In fact, learning how to be of benefit to others, but helping to heal the sick or at least provide comfort to those ailing, this is a spiritual practice. This is the Compassion side of the balance. Sure as a busy nurse, I will rarely if ever get time to meditate in the hospital, but if I am being of benefit to others, while causing very little harm to myself or others, then this is the highest form of right livelihood there is. And this is what I must be doing right now.

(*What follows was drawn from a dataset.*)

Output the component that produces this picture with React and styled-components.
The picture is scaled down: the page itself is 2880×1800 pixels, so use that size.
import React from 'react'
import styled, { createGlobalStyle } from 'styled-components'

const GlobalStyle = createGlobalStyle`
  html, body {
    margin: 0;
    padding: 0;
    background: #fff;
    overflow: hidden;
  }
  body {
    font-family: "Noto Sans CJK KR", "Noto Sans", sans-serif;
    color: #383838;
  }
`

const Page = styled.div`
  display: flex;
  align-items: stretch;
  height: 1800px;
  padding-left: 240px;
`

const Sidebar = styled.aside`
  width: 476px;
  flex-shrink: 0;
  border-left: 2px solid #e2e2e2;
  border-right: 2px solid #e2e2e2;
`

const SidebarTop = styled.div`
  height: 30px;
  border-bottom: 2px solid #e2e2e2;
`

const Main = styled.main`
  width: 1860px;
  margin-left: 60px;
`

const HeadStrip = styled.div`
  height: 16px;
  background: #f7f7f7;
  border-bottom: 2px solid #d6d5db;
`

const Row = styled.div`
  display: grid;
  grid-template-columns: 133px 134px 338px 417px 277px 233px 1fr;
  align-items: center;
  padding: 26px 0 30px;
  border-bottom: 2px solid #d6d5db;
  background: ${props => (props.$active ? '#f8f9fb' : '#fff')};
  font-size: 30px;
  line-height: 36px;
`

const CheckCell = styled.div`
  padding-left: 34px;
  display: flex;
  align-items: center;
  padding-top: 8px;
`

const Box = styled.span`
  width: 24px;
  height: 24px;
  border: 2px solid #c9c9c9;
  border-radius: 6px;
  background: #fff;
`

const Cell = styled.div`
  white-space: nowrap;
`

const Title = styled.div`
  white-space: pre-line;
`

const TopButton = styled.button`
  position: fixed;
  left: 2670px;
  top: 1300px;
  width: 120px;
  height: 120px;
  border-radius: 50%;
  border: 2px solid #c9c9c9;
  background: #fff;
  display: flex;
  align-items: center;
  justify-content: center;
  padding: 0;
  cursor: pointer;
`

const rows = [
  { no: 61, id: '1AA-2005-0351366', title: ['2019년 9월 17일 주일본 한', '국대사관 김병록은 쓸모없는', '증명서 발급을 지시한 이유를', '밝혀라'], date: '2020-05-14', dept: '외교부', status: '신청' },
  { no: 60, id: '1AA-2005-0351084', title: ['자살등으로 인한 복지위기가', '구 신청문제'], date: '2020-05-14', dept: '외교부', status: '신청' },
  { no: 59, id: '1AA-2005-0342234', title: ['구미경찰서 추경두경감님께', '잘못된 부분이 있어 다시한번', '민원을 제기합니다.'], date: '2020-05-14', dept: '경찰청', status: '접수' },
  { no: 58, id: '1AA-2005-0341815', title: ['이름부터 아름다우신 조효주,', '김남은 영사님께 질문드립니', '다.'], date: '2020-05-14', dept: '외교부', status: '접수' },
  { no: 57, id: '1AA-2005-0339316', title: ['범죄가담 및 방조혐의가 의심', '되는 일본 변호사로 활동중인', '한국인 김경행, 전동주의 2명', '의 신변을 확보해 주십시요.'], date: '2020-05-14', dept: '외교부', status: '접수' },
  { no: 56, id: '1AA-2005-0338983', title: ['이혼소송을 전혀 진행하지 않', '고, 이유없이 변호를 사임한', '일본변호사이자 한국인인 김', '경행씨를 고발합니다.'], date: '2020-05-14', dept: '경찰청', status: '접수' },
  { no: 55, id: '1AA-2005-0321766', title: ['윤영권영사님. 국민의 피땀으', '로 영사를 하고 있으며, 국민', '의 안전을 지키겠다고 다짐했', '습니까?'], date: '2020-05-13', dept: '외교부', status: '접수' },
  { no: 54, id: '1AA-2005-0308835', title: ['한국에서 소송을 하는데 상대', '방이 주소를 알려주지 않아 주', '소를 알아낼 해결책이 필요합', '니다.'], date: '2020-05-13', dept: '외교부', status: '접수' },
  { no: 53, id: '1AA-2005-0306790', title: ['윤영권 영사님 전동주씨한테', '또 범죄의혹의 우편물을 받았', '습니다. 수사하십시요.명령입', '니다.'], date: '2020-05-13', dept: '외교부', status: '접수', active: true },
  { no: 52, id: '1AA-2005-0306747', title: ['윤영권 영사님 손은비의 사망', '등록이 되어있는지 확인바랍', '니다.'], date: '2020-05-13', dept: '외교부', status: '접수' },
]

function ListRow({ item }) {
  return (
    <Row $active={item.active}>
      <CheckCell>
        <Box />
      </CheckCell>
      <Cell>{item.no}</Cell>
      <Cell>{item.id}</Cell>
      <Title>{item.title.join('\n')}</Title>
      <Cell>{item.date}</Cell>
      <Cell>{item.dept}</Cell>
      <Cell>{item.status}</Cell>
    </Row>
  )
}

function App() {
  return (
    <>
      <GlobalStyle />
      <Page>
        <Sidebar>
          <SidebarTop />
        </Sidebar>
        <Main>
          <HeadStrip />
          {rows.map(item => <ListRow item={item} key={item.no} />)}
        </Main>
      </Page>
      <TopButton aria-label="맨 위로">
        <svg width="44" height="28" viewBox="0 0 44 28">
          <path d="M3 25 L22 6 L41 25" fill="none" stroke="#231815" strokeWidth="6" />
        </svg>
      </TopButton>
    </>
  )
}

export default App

So if I were to die tomorrow (knock on wood, hoping that is not the case), I would be fairly content with my life. I yearned and pulled and struggled to get more Wisdom time into my life, I even had the good fortune to be able to attend dozens of Buddhist retreats between 2006 and 2012 (see all my posts in the Dharma category of this blog). But now I realize that I need more Compassion time. It is time to be present with others, to start a family, and to be a mentor to younger practitioners and sentient beings. Maybe when I am 60 years old, I can do a longer retreat. For now though, get through nursing school, make some money, and do the rarer formal practice on the side, when I can.
Kindness to self means realizing when to practice more Compassion and when to practice more Wisdom. Speaking to a wise spiritual teacher can help you to know which would be better for you on a higher level (many people unfortunately struggle against their heart’s true desires – you see it in almost every spiritual community). And perhaps knowing your astrology chart really well could also shine some light on this fine balancing act.
Thanks for reading and happy holidays!